The Resolution Foundation responded to the most recent ONS figures by stating zero hours contracts have gone beyond the student job market, with half of the increase attributed to workers aged 25 and over.
The figures also reveal that the number of people on zero hours contracts has risen by a fifth (21 per cent) over the last year to hit 903,000, indicating that the jobs recovery has not led to the retreat of insecure work as some had hoped.
While certain groups of workers such as students might value the flexibility afforded by a contract with no set hours, half (49 per cent) of the growth in ZHCs was among people aged 25-64, raising concerns about how a group who may well have dependents can manage their household budget without a reliable source of income. Just one in five (20 per cent) of those on a zero hours contract are in full time education.

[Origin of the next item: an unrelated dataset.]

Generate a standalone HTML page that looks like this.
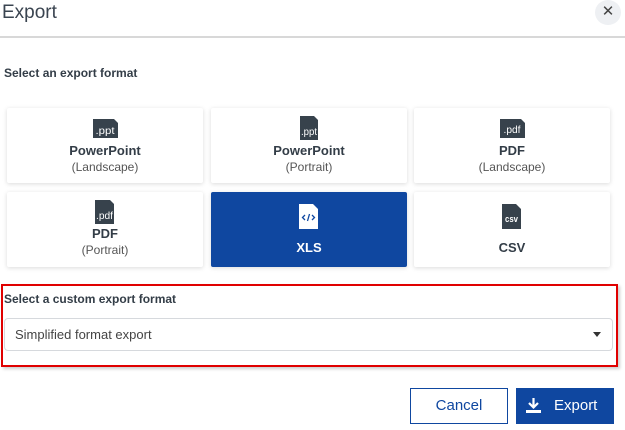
<!DOCTYPE html>
<html><head><style>
body{margin:0;width:625px;height:430px;background:#fff;font-family:"Liberation Sans",sans-serif;color:#333d47;position:relative;overflow:hidden}
.a{position:absolute}
.card{position:absolute;width:196px;height:75px;background:#fff;box-shadow:0 1px 5px rgba(0,0,0,.15);border-radius:2px;text-align:center}
.card b{position:absolute;left:0;right:0;font-size:13px;color:#333d47}
.card span{position:absolute;left:0;right:0;font-size:12px;color:#555}
.card svg{position:absolute}
.sel{background:#0f47a0}
.sel b{color:#fff}
svg text{font-family:"Liberation Sans Narrow","Liberation Sans",sans-serif}
</style></head><body>
<div class="a" style="left:2px;top:2px;font-size:19px;color:#3a4450">Export</div>
<div class="a" style="left:595px;top:0;width:26px;height:25px;border-radius:50%;background:#eef0f3;text-align:center;line-height:24px;font-size:15px;color:#444">✕</div>
<div class="a" style="left:0;top:36px;width:625px;height:2px;background:#d8d8d8"></div>
<div class="a" style="left:4px;top:66px;font-size:12px;font-weight:bold">Select an export format</div>

<div class="card" style="left:7px;top:108px">
<svg style="left:86px;top:11px" width="25" height="19" viewBox="0 0 25 19"><path d="M0 0H21L25 4V19H0Z" fill="#37424c"/><text x="12" y="15" font-size="10" fill="#fff" text-anchor="middle" textLength="19" lengthAdjust="spacingAndGlyphs">.ppt</text></svg>
<b style="top:35px">PowerPoint</b><span style="top:52px">(Landscape)</span></div>
<div class="card" style="left:211px;top:108px">
<svg style="left:89px;top:8px" width="18" height="24" viewBox="0 0 18 24"><path d="M0 0H14L18 4V24H0Z" fill="#37424c"/><text x="9" y="19" font-size="10" fill="#fff" text-anchor="middle" textLength="16" lengthAdjust="spacingAndGlyphs">.ppt</text></svg>
<b style="top:35px">PowerPoint</b><span style="top:52px">(Portrait)</span></div>
<div class="card" style="left:414px;top:108px">
<svg style="left:86px;top:11px" width="25" height="19" viewBox="0 0 25 19"><path d="M0 0H21L25 4V19H0Z" fill="#37424c"/><text x="12" y="14" font-size="10" fill="#fff" text-anchor="middle" textLength="17" lengthAdjust="spacingAndGlyphs">.pdf</text></svg>
<b style="top:35px">PDF</b><span style="top:52px">(Landscape)</span></div>

<div class="card" style="left:7px;top:192px">
<svg style="left:88px;top:8px" width="19" height="24" viewBox="0 0 19 24"><path d="M0 0H15L19 4V24H0Z" fill="#37424c"/><text x="9.5" y="19" font-size="10" fill="#fff" text-anchor="middle" textLength="17" lengthAdjust="spacingAndGlyphs">.pdf</text></svg>
<b style="top:34px">PDF</b><span style="top:51px">(Portrait)</span></div>
<div class="card sel" style="left:211px;top:192px">
<svg style="left:88px;top:12px" width="19" height="25" viewBox="0 0 19 25"><path d="M0 0H14L19 5V25H0Z" fill="#fff"/><path d="M6 11L3.5 13.5L6 16M13 11L15.5 13.5L13 16M10.5 10L8.5 17" stroke="#0f47a0" stroke-width="1.3" fill="none"/></svg>
<b style="top:48px">XLS</b></div>
<div class="card" style="left:414px;top:192px">
<svg style="left:88px;top:12px" width="19" height="25" viewBox="0 0 19 25"><path d="M0 0H14L19 5V25H0Z" fill="#37424c"/><text x="9.5" y="18" font-size="9" fill="#fff" text-anchor="middle" font-weight="bold" textLength="13" lengthAdjust="spacingAndGlyphs">csv</text></svg>
<b style="top:48px">CSV</b></div>

<div class="a" style="left:1px;top:284px;width:613px;height:79px;border:2px solid #e00000;box-shadow:2px 2px 3px rgba(0,0,0,.2)"></div>
<div class="a" style="left:4px;top:292px;font-size:12px;font-weight:bold">Select a custom export format</div>
<div class="a" style="left:4px;top:318px;width:607px;height:31px;border:1px solid #d6d9dd;border-radius:4px;background:#fff"></div>
<div class="a" style="left:15px;top:327px;font-size:13px;color:#444">Simplified format export</div>
<div class="a" style="left:593px;top:332px;width:0;height:0;border-left:4px solid transparent;border-right:4px solid transparent;border-top:5px solid #333"></div>

<div class="a" style="left:410px;top:388px;width:96px;height:34px;border:1px solid #0f47a0;text-align:center;line-height:34px;font-size:15px;color:#0f47a0">Cancel</div>
<div class="a" style="left:516px;top:388px;width:98px;height:36px;background:#0f47a0;color:#fff;font-size:15px;line-height:36px">
<svg style="position:absolute;left:10px;top:10px" width="15" height="16" viewBox="0 0 15 16"><path d="M7.5 0V9M3 5L7.5 9.5L12 5" stroke="#fff" stroke-width="2.2" fill="none"/><rect x="0" y="12" width="15" height="3" fill="#fff"/></svg>
<span style="position:absolute;left:38px">Export</span></div>
</body></html>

The Foundation’s analysis shows that the popularity of ZHCs has varied across the UK. In London, the West Midlands and Wales the number of people on ZHCs have stayed flat or fallen. But in other regions and countries, such as Yorkshire & Humberside and Scotland, there have been large percentage increases.
While some of the rise in ZHCs is likely to be due to increased awareness among workers of their contractual status, the Foundation says that it also represents part of the growth in new modes of employment seen since the crash.
The Foundation argues that an outright ban would penalise workers who like the flexibility provided by a ZHC, as well as those employers facing highly variable demand. However, more protections are needed for workers who have been on a ZHC for over a year and work regular hours but lack the rights afforded to them by an employee contract.
The Prime Minister drew attention to the problem of insecure work in her first speech in office, saying: “If you’re from an ordinary working class family, life is much harder than many people in Westminster realise.”
You have a job but you don’t always have job security.
Conor D’Arcy, Policy Analyst at the Resolution Foundation, said:
“Despite the welcome jobs recovery, the number of people on zero hours contracts continues to rise, suggesting that they will remain a controversial landmark of the employment landscape for some time. It is concerning that much of the growth is among older workers, some of whom might struggle to balance their family budget if their income varies as a result of having no guaranteed hours.
“The Prime Minister could deliver on her powerful maiden speech critique of insecurity in the workplace by protecting the workers who get stuck on zero hours contracts long-term when they would prefer a fixed-hours contract.
“Banning zero hours contracts is not the answer, as it punishes workers who genuinely prefer the flexibility they offer. But the part they play in the wider issue of insecure working suggests that they need far closer, and more measured, scrutiny.”